Mode "Aku-Itu" itu penting buat fungsi kita sehari-hari, buat ngurusin dunia, ngatur segala sesuatu. Tapi, kalau kita cuma hidup di mode ini, hidup kita jadi datar, hubungan jadi dangkal, dan kita kehilangan banyak makna. Nah, mode "Aku-Engkau" inilah yang Buber bilang sebagai inti pengalaman manusia yang paling kaya. Ini adalah saat kita benar-benar hadir, membuka diri, dan melihat serta menerima orang lain (atau apa pun) sebagai pribadi yang utuh, setara, dan berharga. Ini adalah pengalaman dialogis sejati, di mana ada pertemuan yang mendalam dan mengubah.
Kunci buat bisa ngalamin lebih banyak momen "Aku-Engkau" itu ada pada dialog. Bukan sekadar ngobrol, tapi dialog yang sungguh-sungguh, di mana kita mendengarkan untuk memahami, mengungkapkan diri dengan jujur, dan saling menghargai. Dalam masyarakat modern yang seringkali terfragmentasi dan individualistis, kemampuan dan kemauan untuk berdialog ini jadi makin krusial. Ini cara kita membangun koneksi yang kuat, menyelesaikan konflik, dan menciptakan komunitas yang lebih baik.

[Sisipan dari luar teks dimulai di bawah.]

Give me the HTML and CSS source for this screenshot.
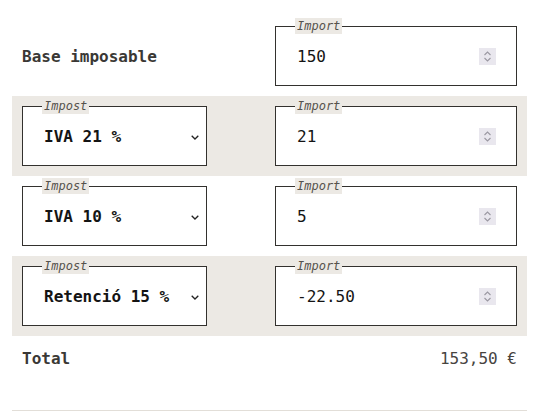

Martin Buber ngasih kita lensa yang luar biasa buat melihat dunia dan orang-orang di sekitar kita. Dia bukan cuma ngasih teori, tapi ngasih kita panduan praktis buat hidup yang lebih bermakna. Dengan lebih sadar mempraktikkan hubungan "Aku-Engkau" dan seni berdialog, kita bisa mengubah cara kita berinteraksi, memperkaya hidup kita sendiri, dan memberikan kontribusi positif bagi dunia di sekitar kita. Jadi, mari kita coba jadi pribadi yang lebih 'hadir', lebih 'terbuka', dan lebih 'dialogis' setiap harinya. Karena pada akhirnya, hidup itu tentang pertemuan, dan pertemuan yang otentiklah yang membuatnya benar-benar berharga.